Music: SCO/van Soeterstede City Halls, Glasgow Keith Bruce four stars

AFTER appearances in the same venue conducting the BBC Scottish Symphony Orchestra, this was the Scottish Chamber Orchestra debut of French conductor Chloe van Soeterstede.

Trained at Manchester’s Royal Northern College of Music, she is now in great demand across Europe, and the added attraction for this concert was soloist Karen Cargill, singing Berlioz’s Les nuits d’ete.

The mezzo-soprano is currently working with young singers from the Royal Conservatoire of Scotland, the fruits of their residency at Drumlanrig Castle being heard on Saturday April 29 at Trinity Church in Cumnock as part of the year-round programme of Sir James MacMillan’s Cumnock Tryst – and the students made their presence known on Friday with vocal enthusiasm for their mentor.

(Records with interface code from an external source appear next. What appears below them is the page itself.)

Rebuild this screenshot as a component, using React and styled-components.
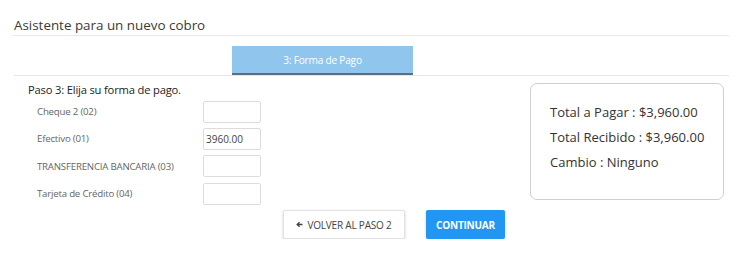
import React from "react";
import styled, { createGlobalStyle } from "styled-components";

const Global = createGlobalStyle`
  html, body { margin: 0; padding: 0; background: #fff; }
  body { font-family: "Open Sans", "Noto Sans", Arial, sans-serif; color: #333; }
  * { box-sizing: border-box; }
`;

const Page = styled.div`
  width: 749px;
  padding: 0 20px 0 12px;
`;

const Title = styled.h1`
  margin: 0;
  padding: 16px 0 0 2px;
  height: 36px;
  font-size: 13.4px;
  font-weight: 400;
  color: #3a3a3a;
  border-bottom: 1px solid #eaeaea;
  line-height: 18px;
`;

const TabBar = styled.div`
  margin-top: 10px;
  margin-left: 2px;
  display: flex;
  padding-left: 218px;
  border-bottom: 1px solid #e6e6e6;
`;

const Tab = styled.div`
  width: 181px;
  height: 29px;
  background: #90c6ee;
  border-bottom: 2px solid #5d6d7c;
  color: #fff;
  font-size: 10.1px;
  letter-spacing: -0.2px;
  display: flex;
  align-items: center;
  justify-content: center;
`;

const Body = styled.div`
  display: flex;
  margin-left: 2px;
`;

const FormCol = styled.div`
  width: 516px;
  padding: 6px 0 0 14px;
`;

const StepTitle = styled.div`
  font-size: 11.2px;
  letter-spacing: -0.18px;
  color: #222;
  line-height: 16px;
`;

const Row = styled.div`
  display: flex;
  align-items: center;
  height: 27.3px;
  padding-left: 9px;
`;

const Label = styled.label`
  width: 166px;
  font-size: 9.7px;
  letter-spacing: -0.22px;
  color: #666;
`;

const Input = styled.input`
  width: 58px;
  height: 22px;
  border: 1px solid #dcdcdc;
  border-radius: 2px;
  font-family: inherit;
  font-size: 10px;
  color: #444;
  padding: 0 2px;
  outline: none;
`;

const SummaryBox = styled.div`
  margin-top: 7px;
  width: 194px;
  height: 117px;
  border: 1px solid #cfcfcf;
  border-radius: 7px;
  padding: 16px 0 0 19px;
`;

const SummaryLine = styled.div`
  font-size: 13px;
  line-height: 25px;
  color: #333;
`;

const Actions = styled.div`
  display: flex;
  gap: 21px;
  padding: 3px 0 0 269px;
  margin-left: 2px;
`;

const Button = styled.button`
  height: 29px;
  padding: 0;
  display: flex;
  align-items: center;
  justify-content: center;
  gap: 4px;
  font-family: inherit;
  font-size: 10px;
  letter-spacing: -0.2px;
  white-space: nowrap;
  text-transform: uppercase;
  border-radius: 2px;
  cursor: pointer;
  border: ${p => (p.$primary ? "none" : "1px solid #e2e2e2")};
  background: ${p => (p.$primary ? "#2196f3" : "#fff")};
  color: ${p => (p.$primary ? "#fff" : "#444")};
  font-weight: ${p => (p.$primary ? 700 : 400)};
  box-shadow: 0 1px 3px rgba(0, 0, 0, 0.18);
  width: ${p => p.$w}px;
`;

const ArrowLeft = () => (
  <svg width="7" height="7" viewBox="0 0 7 7" aria-hidden="true">
    <path d="M6.5 3.5H1.5M3.6 1.2L1.2 3.5L3.6 5.8" stroke="#444" strokeWidth="1.4" fill="none" />
  </svg>
);

const methods = [
  { label: "Cheque 2 (02)", value: "" },
  { label: "Efectivo (01)", value: "3960.00" },
  { label: "TRANSFERENCIA BANCARIA (03)", value: "" },
  { label: "Tarjeta de Crédito (04)", value: "" },
];

export default function App() {
  return (
    <Page>
      <Global />
      <Title>Asistente para un nuevo cobro</Title>
      <TabBar>
        <Tab>3: Forma de Pago</Tab>
      </TabBar>
      <Body>
        <FormCol>
          <StepTitle>Paso 3: Elija su forma de pago.</StepTitle>
          {methods.map(m => (
            <Row key={m.label}>
              <Label>{m.label}</Label>
              <Input defaultValue={m.value} />
            </Row>
          ))}
        </FormCol>
        <SummaryBox>
          <SummaryLine>Total a Pagar : $3,960.00</SummaryLine>
          <SummaryLine>Total Recibido : $3,960.00</SummaryLine>
          <SummaryLine>Cambio : Ninguno</SummaryLine>
        </SummaryBox>
      </Body>
      <Actions>
        <Button $w={122}>
          <ArrowLeft />
          Volver al paso 2
        </Button>
        <Button $primary $w={79}>Continuar</Button>
      </Actions>
    </Page>
  );
}
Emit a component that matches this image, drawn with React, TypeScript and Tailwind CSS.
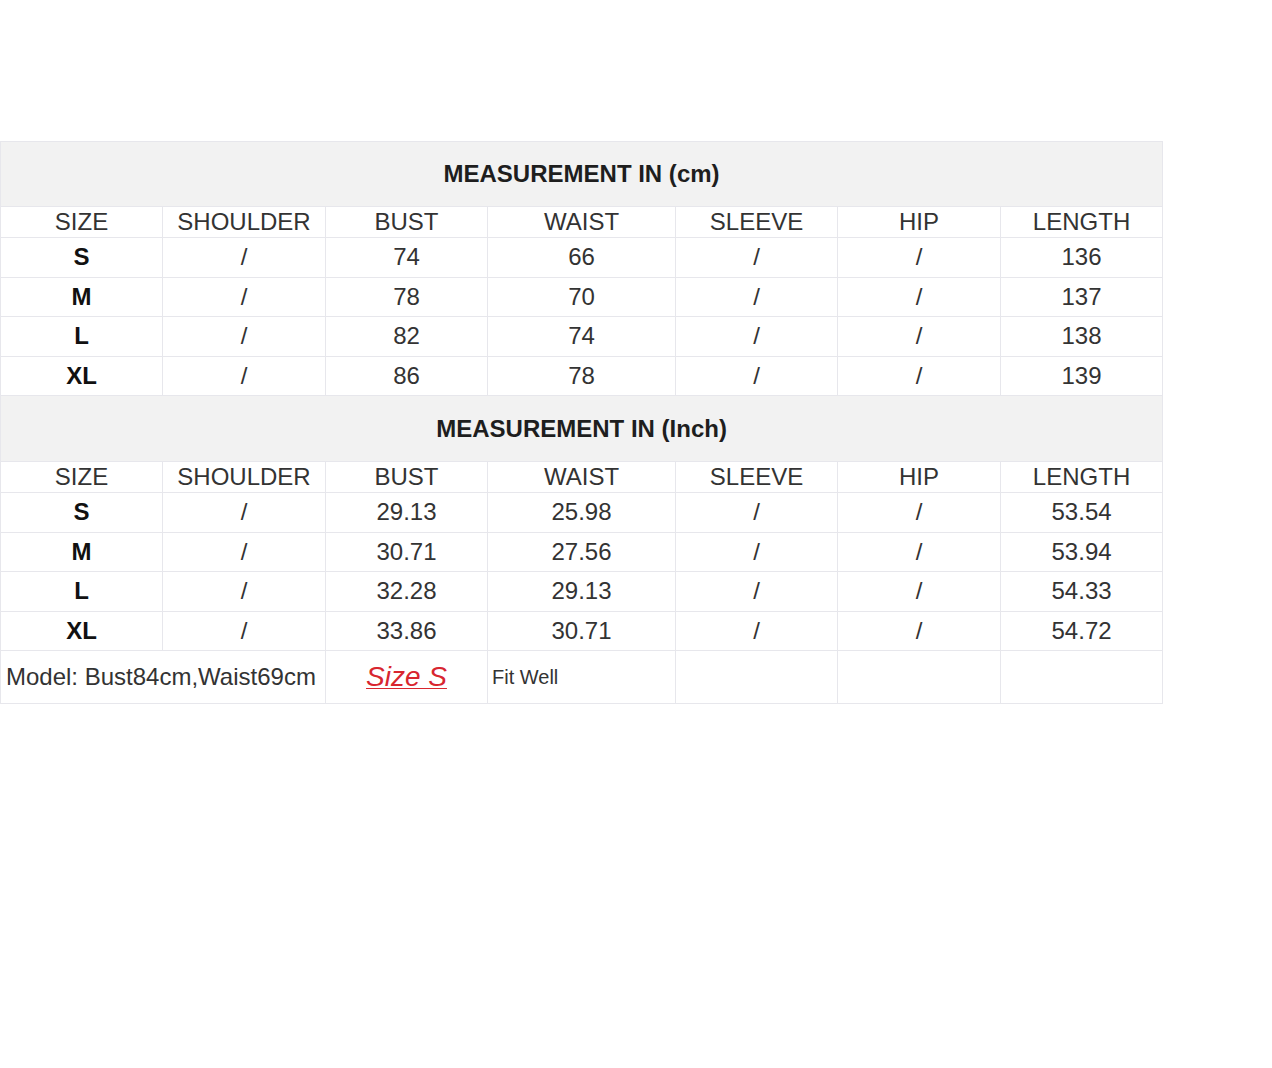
const cols = ["SIZE", "SHOULDER", "BUST", "WAIST", "SLEEVE", "HIP", "LENGTH"];
const widths = [162, 163, 162, 188, 162, 163, 162];

type Row = [string, string, string, string, string, string, string];

const cmRows: Row[] = [
  ["S", "/", "74", "66", "/", "/", "136"],
  ["M", "/", "78", "70", "/", "/", "137"],
  ["L", "/", "82", "74", "/", "/", "138"],
  ["XL", "/", "86", "78", "/", "/", "139"],
];

const inchRows: Row[] = [
  ["S", "/", "29.13", "25.98", "/", "/", "53.54"],
  ["M", "/", "30.71", "27.56", "/", "/", "53.94"],
  ["L", "/", "32.28", "29.13", "/", "/", "54.33"],
  ["XL", "/", "33.86", "30.71", "/", "/", "54.72"],
];

const cell = "border border-[#e7e7ec] p-0 text-center align-middle";

function Section({ unit, rows, first }: { unit: string; rows: Row[]; first?: boolean }) {
  return (
    <>
      <tr className={first ? "h-[65px]" : "h-[66px]"}>
        <td colSpan={7} className={`${cell} bg-[#f2f2f2] text-[24px] font-bold text-[#1e1e1e]`}>
          MEASUREMENT IN ({unit})
        </td>
      </tr>
      <tr className="h-[31px]">
        {cols.map((c) => (
          <td key={c} className={`${cell} leading-none text-[#333]`}>
            {c}
          </td>
        ))}
      </tr>
      {rows.map((r) => (
        <tr key={r[0]} className="h-[39.5px]">
          {r.map((v, i) => (
            <td
              key={i}
              className={`${cell} leading-none ${i === 0 ? "font-bold text-[#111]" : "text-[#333]"}`}
            >
              {v}
            </td>
          ))}
        </tr>
      ))}
    </>
  );
}

export default function App() {
  return (
    <div className="min-h-[1068px] w-[1272px] bg-white pt-[141px] font-['Liberation_Sans',Arial,sans-serif] text-[24px]">
      <table className="table-fixed border-collapse" style={{ width: 1162 }}>
        <colgroup>
          {widths.map((w, i) => (
            <col key={i} style={{ width: w }} />
          ))}
        </colgroup>
        <tbody>
          <Section unit="cm" rows={cmRows} first />
          <Section unit="Inch" rows={inchRows} />
          <tr className="h-[53px]">
            <td colSpan={2} className={`${cell} pl-[5px] text-left whitespace-nowrap text-[#333]`}>
              Model: Bust84cm,Waist69cm
            </td>
            <td className={`${cell} text-[28px] italic text-[#d8262f] underline decoration-1 underline-offset-2`}>
              Size S
            </td>
            <td className={`${cell} pl-[4px] text-left text-[20px] text-[#333]`}>Fit Well</td>
            <td className={cell}></td>
            <td className={cell}></td>
            <td className={cell}></td>
          </tr>
        </tbody>
      </table>
    </div>
  );
}
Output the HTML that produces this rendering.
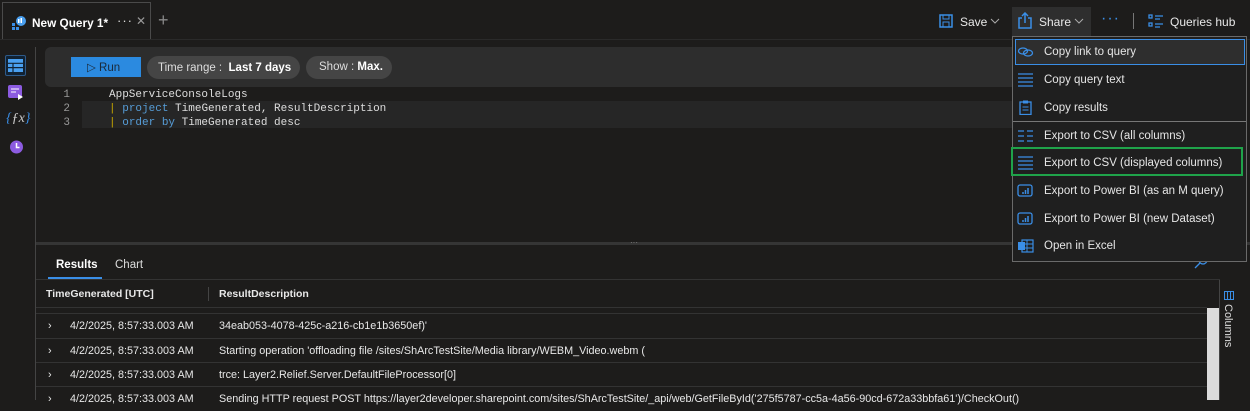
<!DOCTYPE html>
<html><head><meta charset="utf-8"><style>
*{box-sizing:border-box;margin:0;padding:0}
body{width:1250px;height:400px;overflow:hidden;background:#1d1c1b;font-family:"Liberation Sans",sans-serif;color:#e8e8e8;font-size:12px;position:relative}
.a{position:absolute}
.mono{font-family:"Liberation Mono",monospace;font-size:11px}
.mi{position:absolute;left:1014px;width:231px;height:27px;display:flex;align-items:center;font-size:11.5px;color:#e6e6e6}
.mi svg{margin-left:3px;margin-right:9px}
.row{position:absolute;left:36px;width:1171px;height:25px;border-top:1px solid #333;font-size:10.8px}
.row span{position:absolute;top:6px}
</style></head><body>
<!-- tab -->
<div class="a" style="left:2px;top:2px;width:149px;height:37px;border:1px solid #4a4a4a;border-bottom:none;background:#1d1c1b"></div>
<svg class="a" style="left:11px;top:15px" width="16" height="16" viewBox="0 0 16 16"><rect x="1" y="8" width="3" height="3" fill="#3a8ee6"/><rect x="1" y="12" width="3" height="3" fill="#3a8ee6"/><rect x="5" y="12" width="3" height="3" fill="#3a8ee6"/><circle cx="10" cy="6" r="5" fill="#4aa0f0"/><rect x="7" y="4" width="1.5" height="4" fill="#fff"/><rect x="9.5" y="3" width="1.5" height="5" fill="#fff"/></svg>
<div class="a" style="left:32px;top:16px;font-weight:bold;font-size:11.8px;color:#fff">New Query 1*</div>
<div class="a" style="left:117px;top:13px;font-size:13px;color:#ddd;letter-spacing:1px">···</div>
<div class="a" style="left:136px;top:14px;font-size:12px;color:#999">✕</div>
<div class="a" style="left:158px;top:10px;font-size:18px;color:#888">+</div>
<!-- top right -->
<svg class="a" style="left:939px;top:14px" width="14" height="14" viewBox="0 0 14 14"><rect x="1" y="1" width="12" height="12" fill="none" stroke="#3a8ee6" stroke-width="1.5"/><rect x="4" y="1" width="6" height="4" fill="none" stroke="#3a8ee6"/><rect x="4" y="8" width="6" height="5" fill="none" stroke="#3a8ee6"/></svg>
<div class="a" style="left:960px;top:15px">Save</div>
<svg class="a" style="left:990px;top:18px" width="10" height="6" viewBox="0 0 10 6"><path d="M1 1l4 4 4-4" fill="none" stroke="#aaa"/></svg>
<div class="a" style="left:1012px;top:7px;width:79px;height:29px;background:#2e2e2e"></div>
<svg class="a" style="left:1018px;top:12px" width="14" height="17" viewBox="0 0 14 17"><path d="M4 6H1v10h12V6h-3" fill="none" stroke="#3a8ee6" stroke-width="1.5"/><path d="M7 11V1M4 4l3-3 3 3" fill="none" stroke="#3a8ee6" stroke-width="1.5"/></svg>
<div class="a" style="left:1039px;top:15px">Share</div>
<svg class="a" style="left:1074px;top:18px" width="10" height="6" viewBox="0 0 10 6"><path d="M1 1l4 4 4-4" fill="none" stroke="#aaa"/></svg>
<div class="a" style="left:1101px;top:10px;color:#3a8ee6;font-size:16px;letter-spacing:1px">···</div>
<div class="a" style="left:1133px;top:13px;width:1px;height:16px;background:#777"></div>
<svg class="a" style="left:1148px;top:14px" width="16" height="14" viewBox="0 0 16 14"><g fill="none" stroke="#3a8ee6" stroke-width="1.3"><rect x="1" y="1" width="3" height="3"/><rect x="1" y="9" width="3" height="3"/><path d="M7 2h8M7 5h5M7 10h8M7 13h5"/></g></svg>
<div class="a" style="left:1170px;top:15px">Queries hub</div>
<div class="a" style="left:0;top:39px;width:1250px;height:1px;background:#2a2a2a"></div>
<!-- left sidebar -->
<div class="a" style="left:35px;top:47px;width:1px;height:353px;background:#444"></div>
<div class="a" style="left:5px;top:55px;width:21px;height:21px;border:1px solid #2d5a8a;border-radius:2px;background:#123"></div>
<svg class="a" style="left:8px;top:59px" width="15" height="13" viewBox="0 0 15 13"><rect width="15" height="13" fill="#4aa0f0"/><path d="M0 4.3h15M0 8.6h15M5 4v9" stroke="#123" stroke-width="1.2"/></svg>
<svg class="a" style="left:8px;top:85px" width="16" height="15" viewBox="0 0 16 15"><rect x="0" y="0" width="14" height="13" rx="2" fill="#8c5be0"/><path d="M3 4h8M3 7h5" stroke="#fff"/><path d="M10 9l5 3-5 3z" fill="#fff"/></svg>
<div class="a" style="left:6px;top:111px;font-family:'Liberation Serif',serif;font-style:italic;font-size:14px;color:#3a8ee6">{<span style="color:#ccc">ƒx</span>}</div>
<svg class="a" style="left:8px;top:139px" width="16" height="16" viewBox="0 0 16 16"><circle cx="8.5" cy="8" r="6.5" fill="#8c5be0"/><path d="M8.5 4v4.5h3" stroke="#fff" stroke-width="1.5" fill="none"/></svg>
<!-- toolbar -->
<div class="a" style="left:45px;top:47px;width:1000px;height:40px;background:#2d2d2d;border-radius:6px 0 0 6px"></div>
<div class="a" style="left:71px;top:57px;width:70px;height:20px;background:#2b8ae0"></div>
<div class="a" style="left:87px;top:60px;color:#1b2a3a;font-size:11.5px">▷ Run</div>
<div class="a" style="left:147px;top:56px;width:153px;height:23px;background:#454545;border-radius:12px"></div>
<div class="a" style="left:158px;top:62px;color:#ddd;font-size:11.5px">Time range :&nbsp; <b style="color:#fff">Last 7 days</b></div>
<div class="a" style="left:306px;top:56px;width:86px;height:23px;background:#454545;border-radius:12px"></div>
<div class="a" style="left:319px;top:61px;color:#ddd;font-size:11.5px">Show : <b style="color:#fff">Max.</b></div>
<!-- code -->
<div class="a" style="left:82px;top:101px;width:930px;height:27px;background:#262626"></div>
<div class="a mono" style="left:60px;top:88px;color:#999;line-height:14px;text-align:right;width:10px">1<br>2<br>3</div>
<div class="a mono" style="left:109px;top:88px;line-height:14px;color:#ddd;white-space:pre">AppServiceConsoleLogs
<span style="color:#c8a800">|</span> <span style="color:#569cd6">project</span> TimeGenerated, ResultDescription
<span style="color:#c8a800">|</span> <span style="color:#569cd6">order by</span> TimeGenerated desc</div>
<!-- splitter -->
<div class="a" style="left:36px;top:242px;width:1214px;height:3px;background:#353535"></div>
<div class="a" style="left:630px;top:238px;color:#888;font-size:8px">···</div>
<!-- results tabs -->
<div class="a" style="left:56px;top:259px;color:#fff;font-weight:bold;font-size:11.5px">Results</div>
<div class="a" style="left:115px;top:259px;color:#ddd;font-size:11.5px">Chart</div>
<div class="a" style="left:48px;top:277px;width:54px;height:2px;background:#3a8ee6"></div>
<div class="a" style="left:36px;top:279px;width:1184px;height:1px;background:#333"></div>
<svg class="a" style="left:1194px;top:255px" width="14" height="14" viewBox="0 0 14 14"><circle cx="9" cy="5" r="4" fill="none" stroke="#3a8ee6" stroke-width="1.3"/><path d="M6 8L1 13" stroke="#3a8ee6" stroke-width="1.3"/></svg>
<div class="a" style="left:46px;top:288px;font-weight:bold;font-size:10.5px">TimeGenerated [UTC]</div>
<div class="a" style="left:208px;top:287px;width:1px;height:14px;background:#444"></div>
<div class="a" style="left:219px;top:288px;font-weight:bold;font-size:10.5px">ResultDescription</div>
<div class="a" style="left:36px;top:307px;width:1171px;height:1px;background:#333"></div>
<div class="row" style="top:313px"><span style="left:12px">›</span><span style="left:34px">4/2/2025, 8:57:33.003 AM</span><span style="left:183px">34eab053-4078-425c-a216-cb1e1b3650ef)'</span></div>
<div class="row" style="top:338px"><span style="left:12px">›</span><span style="left:34px">4/2/2025, 8:57:33.003 AM</span><span style="left:183px">Starting operation 'offloading file /sites/ShArcTestSite/Media library/WEBM_Video.webm (</span></div>
<div class="row" style="top:362px"><span style="left:12px">›</span><span style="left:34px">4/2/2025, 8:57:33.003 AM</span><span style="left:183px">trce: Layer2.Relief.Server.DefaultFileProcessor[0]</span></div>
<div class="row" style="top:386px"><span style="left:12px">›</span><span style="left:34px">4/2/2025, 8:57:33.003 AM</span><span style="left:183px">Sending HTTP request POST https://layer2developer.sharepoint.com/sites/ShArcTestSite/_api/web/GetFileById('275f5787-cc5a-4a56-90cd-672a33bbfa61')/CheckOut()</span></div>
<div class="a" style="left:1207px;top:308px;width:12px;height:92px;background:#dcdcdc"></div>
<div class="a" style="left:1219px;top:280px;width:1px;height:120px;background:#444"></div>
<svg class="a" style="left:1224px;top:291px" width="10" height="9" viewBox="0 0 10 9"><rect x="0.5" y="0.5" width="9" height="8" fill="none" stroke="#3a8ee6"/><path d="M3.5 0v9M6.5 0v9" stroke="#3a8ee6"/></svg>
<div class="a" style="left:1222px;top:304px;writing-mode:vertical-rl;font-size:11px;color:#ddd">Columns</div>
<!-- menu -->
<div class="a" style="left:1012px;top:36px;width:235px;height:226px;background:#1f1f1f;border:1px solid #6a6a6a"></div>
<div class="a" style="left:1015px;top:39px;width:230px;height:26px;background:#2e2e2e;border:1px solid #3a8ee6"></div>
<div class="mi" style="top:38px"><svg width="18" height="14" viewBox="0 0 18 14"><g fill="none" stroke="#3a8ee6" stroke-width="1.3"><ellipse cx="6" cy="6" rx="4.5" ry="3"/><ellipse cx="11" cy="8" rx="4.5" ry="3"/></g></svg>Copy link to query</div>
<div class="mi" style="top:66px"><svg width="18" height="14" viewBox="0 0 18 14"><path d="M1 1h15M1 5h15M1 9h15M1 13h15" stroke="#3a8ee6" stroke-width="1.3"/></svg>Copy query text</div>
<div class="mi" style="top:94px"><svg width="18" height="15" viewBox="0 0 18 15"><rect x="3" y="2" width="11" height="12.5" fill="none" stroke="#3a8ee6" stroke-width="1.3"/><rect x="6" y="0.5" width="5" height="3" fill="#3a8ee6"/><path d="M5.5 7h6M5.5 10h6" stroke="#3a8ee6"/></svg>Copy results</div>
<div class="a" style="left:1013px;top:121px;width:233px;height:1px;background:#777"></div>
<div class="mi" style="top:122px"><svg width="18" height="14" viewBox="0 0 18 14"><path d="M1 2h6M10 2h6M1 7h6M10 7h6M1 12h6M10 12h6" stroke="#3a8ee6" stroke-width="1.3"/></svg>Export to CSV (all columns)</div>
<div class="a" style="left:1011px;top:147px;width:232px;height:29px;border:2px solid #1fa34a"></div>
<div class="mi" style="top:149px"><svg width="18" height="14" viewBox="0 0 18 14"><path d="M1 1h15M1 5h15M1 9h15M1 13h15" stroke="#3a8ee6" stroke-width="1.3"/></svg>Export to CSV (displayed columns)</div>
<div class="mi" style="top:177px"><svg width="18" height="14" viewBox="0 0 18 14"><rect x="1" y="1" width="14" height="11" rx="2" fill="none" stroke="#3a8ee6" stroke-width="1.3"/><path d="M6 10V8M8.5 10V6M11 10V4" stroke="#3a8ee6" stroke-width="1.5"/></svg>Export to Power BI (as an M query)</div>
<div class="mi" style="top:205px"><svg width="18" height="14" viewBox="0 0 18 14"><rect x="1" y="1" width="14" height="11" rx="2" fill="none" stroke="#3a8ee6" stroke-width="1.3"/><path d="M6 10V8M8.5 10V6M11 10V4" stroke="#3a8ee6" stroke-width="1.5"/></svg>Export to Power BI (new Dataset)</div>
<div class="mi" style="top:232px"><svg width="18" height="14" viewBox="0 0 18 14"><rect x="5" y="1" width="11" height="12" fill="none" stroke="#3a8ee6" stroke-width="1.2"/><path d="M5 5h11M5 9h11M10 1v12" stroke="#3a8ee6"/><rect x="1" y="3" width="7" height="8" fill="#3a8ee6"/></svg>Open in Excel</div>
</body></html>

It was the fourth song, L’absence, that set the template for the composer’s orchestration of his setting of the verses of Theophile Gautier, and its specific character still stands out, but the whole set is a marvellous showcase for Cargill’s voice from its rich lower register to the soaring heights. She has a particular skill in French lyrics too, and the conversational hesitations in the closing song, L’ile inconnue, brought the first half of the concert to a particularly satisfying conclusion.

The Herald: Karen CargillKaren Cargill (Image: free)

The Berlioz was preceded by the First Symphony (of eight) by German composer Emilie Mayer, highly regarded in her 19th century lifetime, but neglected now.

Van Soeterstede was understandably dismissive of the contemporary description of her as “the female Beethoven”, but there was no disguising her debt to him in the opening of the work, while the slow second movement is more in the style of Haydn or Mozart.

It is in the Scherzo that the work really comes into its own, with abrupt changes of tempo and tone both playful and very modern sounding, while the Finale brings both modes together in winning combination.

After the interval it was Beethoven himself, and an account of the Symphony No 8 that will live long in the memory. Many conductors leave it until the Allegro vivace fourth movement to turn up the “rhythm” dial on their interpretation, but that was van Soeterstede’s emphasis from the very start.

The precise accented playing here was the SCO strings at their very best, and that was as true of the more melodious second movement as well, while first cello Philip Higham richly deserved his solo bow for his role in the darker-hued third.